■ **Input material**
####################

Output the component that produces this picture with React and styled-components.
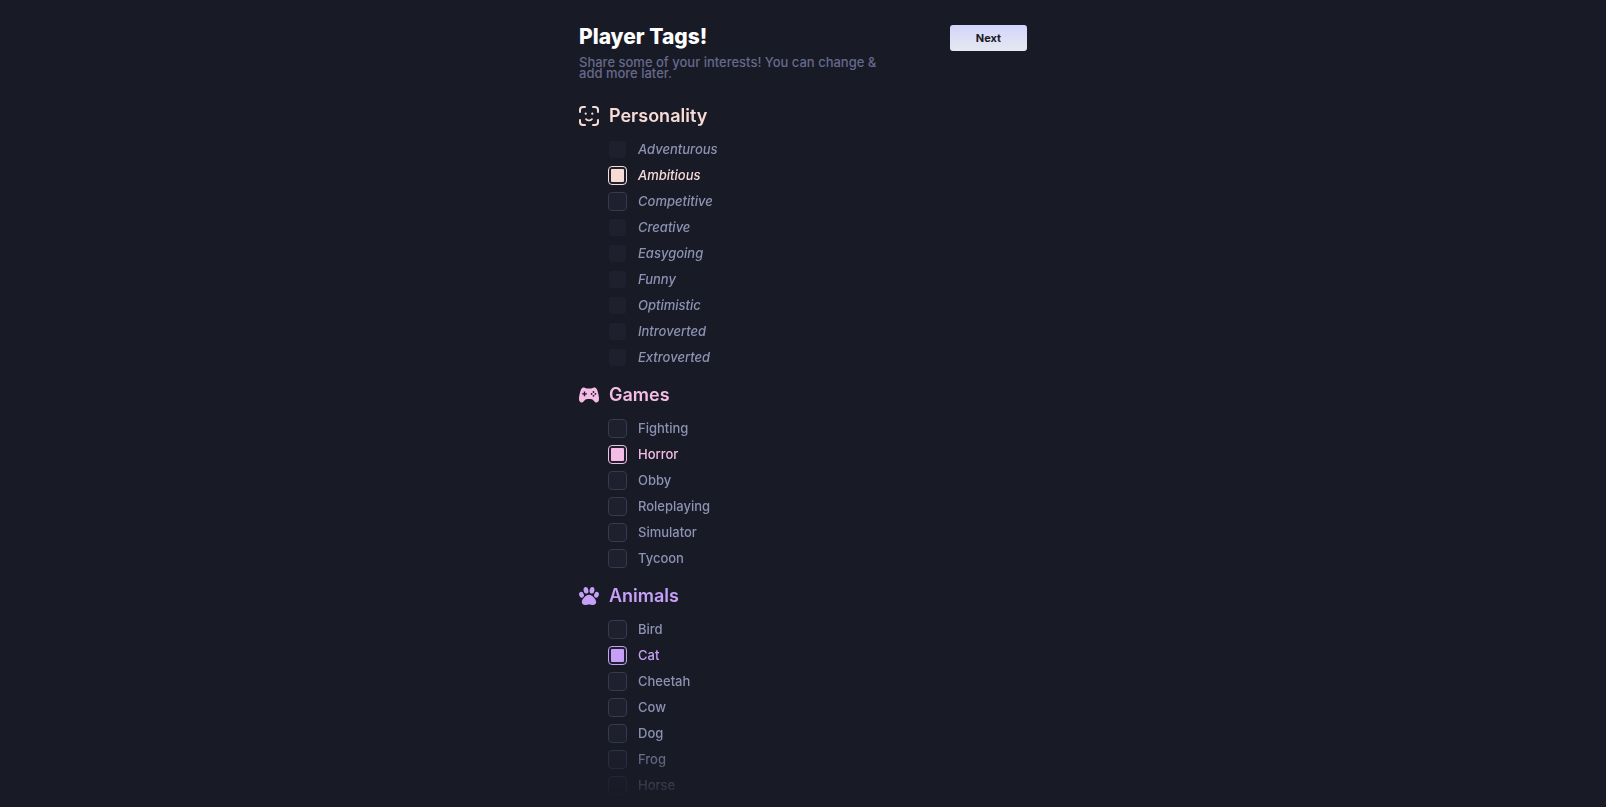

####################

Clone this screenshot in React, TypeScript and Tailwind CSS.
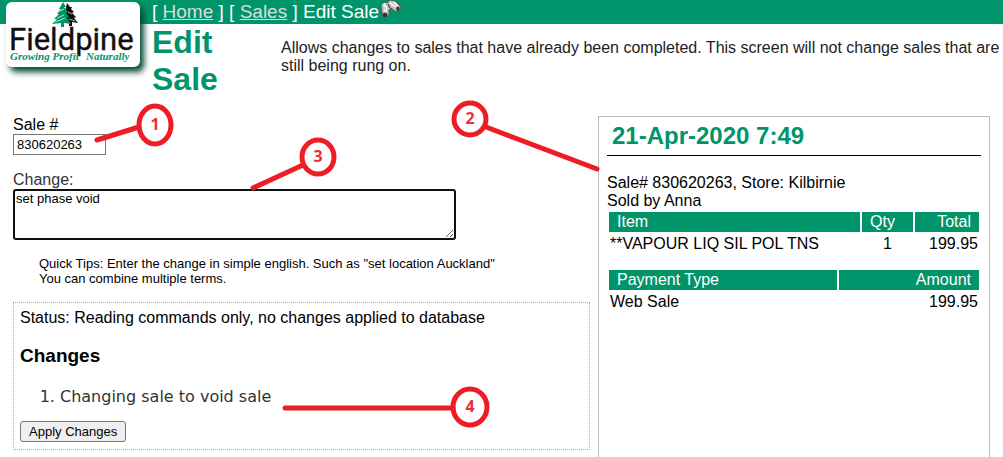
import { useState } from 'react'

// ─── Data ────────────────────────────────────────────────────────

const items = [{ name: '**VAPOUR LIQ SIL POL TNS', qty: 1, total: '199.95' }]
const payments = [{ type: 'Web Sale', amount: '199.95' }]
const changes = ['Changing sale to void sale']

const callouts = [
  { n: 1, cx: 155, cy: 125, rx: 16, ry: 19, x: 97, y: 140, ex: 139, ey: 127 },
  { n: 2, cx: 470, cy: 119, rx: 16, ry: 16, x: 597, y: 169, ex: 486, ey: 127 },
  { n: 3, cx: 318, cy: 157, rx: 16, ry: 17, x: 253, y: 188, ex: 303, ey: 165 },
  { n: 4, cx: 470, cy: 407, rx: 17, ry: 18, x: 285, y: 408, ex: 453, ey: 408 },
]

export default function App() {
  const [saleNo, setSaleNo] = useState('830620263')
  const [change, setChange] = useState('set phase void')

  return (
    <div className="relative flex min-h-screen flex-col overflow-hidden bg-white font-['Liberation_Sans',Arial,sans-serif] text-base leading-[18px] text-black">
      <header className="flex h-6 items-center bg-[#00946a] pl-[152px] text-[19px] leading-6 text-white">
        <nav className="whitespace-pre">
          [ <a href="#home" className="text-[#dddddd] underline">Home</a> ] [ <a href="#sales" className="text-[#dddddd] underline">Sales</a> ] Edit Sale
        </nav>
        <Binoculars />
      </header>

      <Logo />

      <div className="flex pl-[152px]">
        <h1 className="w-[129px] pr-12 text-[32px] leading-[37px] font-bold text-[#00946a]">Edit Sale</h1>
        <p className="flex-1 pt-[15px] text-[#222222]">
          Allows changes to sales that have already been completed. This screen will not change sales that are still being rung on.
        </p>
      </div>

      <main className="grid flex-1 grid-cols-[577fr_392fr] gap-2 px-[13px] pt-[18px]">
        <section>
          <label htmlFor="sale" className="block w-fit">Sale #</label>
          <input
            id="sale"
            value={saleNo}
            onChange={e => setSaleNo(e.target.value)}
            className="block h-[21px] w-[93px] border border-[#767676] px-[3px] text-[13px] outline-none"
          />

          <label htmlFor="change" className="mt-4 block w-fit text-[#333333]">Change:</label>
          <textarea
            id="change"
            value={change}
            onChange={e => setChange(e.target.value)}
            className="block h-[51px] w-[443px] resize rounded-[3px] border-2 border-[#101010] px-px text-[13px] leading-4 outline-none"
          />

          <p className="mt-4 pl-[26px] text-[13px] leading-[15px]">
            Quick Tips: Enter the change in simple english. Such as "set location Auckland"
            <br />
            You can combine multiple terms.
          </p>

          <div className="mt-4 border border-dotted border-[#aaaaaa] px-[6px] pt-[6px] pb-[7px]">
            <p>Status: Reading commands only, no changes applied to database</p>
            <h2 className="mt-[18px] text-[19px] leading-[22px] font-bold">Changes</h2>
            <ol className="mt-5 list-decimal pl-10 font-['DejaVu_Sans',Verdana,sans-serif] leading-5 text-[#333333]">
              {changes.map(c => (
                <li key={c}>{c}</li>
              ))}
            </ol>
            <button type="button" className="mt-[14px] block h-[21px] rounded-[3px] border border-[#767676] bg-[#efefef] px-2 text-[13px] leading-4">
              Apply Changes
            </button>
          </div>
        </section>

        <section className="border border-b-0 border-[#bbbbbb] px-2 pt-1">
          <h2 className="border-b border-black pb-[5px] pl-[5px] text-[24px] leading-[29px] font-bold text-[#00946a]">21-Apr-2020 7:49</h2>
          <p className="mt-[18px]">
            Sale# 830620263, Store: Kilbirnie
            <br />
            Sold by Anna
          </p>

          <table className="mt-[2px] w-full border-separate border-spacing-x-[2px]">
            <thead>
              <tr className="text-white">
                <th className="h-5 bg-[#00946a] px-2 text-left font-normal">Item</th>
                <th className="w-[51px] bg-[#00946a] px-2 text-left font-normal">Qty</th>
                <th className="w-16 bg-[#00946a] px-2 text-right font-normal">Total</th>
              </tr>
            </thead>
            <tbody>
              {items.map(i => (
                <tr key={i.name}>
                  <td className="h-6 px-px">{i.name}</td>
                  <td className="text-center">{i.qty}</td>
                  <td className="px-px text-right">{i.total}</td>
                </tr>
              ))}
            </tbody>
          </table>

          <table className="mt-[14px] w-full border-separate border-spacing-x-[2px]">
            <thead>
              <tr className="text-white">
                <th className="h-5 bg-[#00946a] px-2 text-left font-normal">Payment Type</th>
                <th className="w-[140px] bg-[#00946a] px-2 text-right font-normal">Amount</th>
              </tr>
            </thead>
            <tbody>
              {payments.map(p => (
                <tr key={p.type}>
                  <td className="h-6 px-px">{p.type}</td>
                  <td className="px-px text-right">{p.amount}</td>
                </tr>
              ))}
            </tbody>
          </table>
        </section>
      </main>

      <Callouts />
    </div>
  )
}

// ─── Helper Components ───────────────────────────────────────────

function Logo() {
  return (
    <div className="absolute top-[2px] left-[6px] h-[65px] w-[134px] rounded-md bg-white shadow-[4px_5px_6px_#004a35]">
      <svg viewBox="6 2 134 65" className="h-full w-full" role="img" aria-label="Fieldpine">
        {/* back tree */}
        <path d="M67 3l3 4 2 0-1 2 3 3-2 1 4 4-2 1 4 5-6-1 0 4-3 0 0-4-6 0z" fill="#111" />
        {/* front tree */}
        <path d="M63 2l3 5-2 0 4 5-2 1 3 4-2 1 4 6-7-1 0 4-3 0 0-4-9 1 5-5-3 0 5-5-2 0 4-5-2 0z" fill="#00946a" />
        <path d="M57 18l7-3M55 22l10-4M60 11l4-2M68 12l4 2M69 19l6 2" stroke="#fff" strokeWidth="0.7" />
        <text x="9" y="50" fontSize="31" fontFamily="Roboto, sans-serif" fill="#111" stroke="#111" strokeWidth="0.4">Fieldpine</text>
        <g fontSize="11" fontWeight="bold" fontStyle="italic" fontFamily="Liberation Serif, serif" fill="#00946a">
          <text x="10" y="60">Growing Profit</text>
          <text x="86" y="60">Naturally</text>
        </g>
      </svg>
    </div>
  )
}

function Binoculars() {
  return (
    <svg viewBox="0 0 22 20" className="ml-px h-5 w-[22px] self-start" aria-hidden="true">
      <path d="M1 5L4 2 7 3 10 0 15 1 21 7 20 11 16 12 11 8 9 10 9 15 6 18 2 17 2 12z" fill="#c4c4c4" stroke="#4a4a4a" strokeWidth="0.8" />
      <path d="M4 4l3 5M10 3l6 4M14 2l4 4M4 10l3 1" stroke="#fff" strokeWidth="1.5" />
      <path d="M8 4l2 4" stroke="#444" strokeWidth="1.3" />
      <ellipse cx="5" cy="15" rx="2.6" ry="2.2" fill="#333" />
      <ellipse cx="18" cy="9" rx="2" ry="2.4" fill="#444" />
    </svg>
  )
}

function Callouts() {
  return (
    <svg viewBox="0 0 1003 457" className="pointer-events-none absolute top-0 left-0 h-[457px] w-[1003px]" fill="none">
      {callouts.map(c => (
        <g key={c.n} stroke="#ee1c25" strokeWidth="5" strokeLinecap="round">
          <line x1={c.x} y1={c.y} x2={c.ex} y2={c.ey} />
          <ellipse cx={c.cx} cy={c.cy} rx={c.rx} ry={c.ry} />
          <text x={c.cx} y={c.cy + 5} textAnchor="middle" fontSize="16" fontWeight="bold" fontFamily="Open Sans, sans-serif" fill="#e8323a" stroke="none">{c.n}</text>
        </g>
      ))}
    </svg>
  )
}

####################

■ **Written task**
Any pictures should be left out. Reproduce every line from the one holding "Clone this screenshot" down to the one holding "const [change, setChange]", both of those lines included.

■ **Response for this exercise**
Clone this screenshot in React, TypeScript and Tailwind CSS.
import { useState } from 'react'

// ─── Data ────────────────────────────────────────────────────────

const items = [{ name: '**VAPOUR LIQ SIL POL TNS', qty: 1, total: '199.95' }]
const payments = [{ type: 'Web Sale', amount: '199.95' }]
const changes = ['Changing sale to void sale']

const callouts = [
  { n: 1, cx: 155, cy: 125, rx: 16, ry: 19, x: 97, y: 140, ex: 139, ey: 127 },
  { n: 2, cx: 470, cy: 119, rx: 16, ry: 16, x: 597, y: 169, ex: 486, ey: 127 },
  { n: 3, cx: 318, cy: 157, rx: 16, ry: 17, x: 253, y: 188, ex: 303, ey: 165 },
  { n: 4, cx: 470, cy: 407, rx: 17, ry: 18, x: 285, y: 408, ex: 453, ey: 408 },
]

export default function App() {
  const [saleNo, setSaleNo] = useState('830620263')
  const [change, setChange] = useState('set phase void')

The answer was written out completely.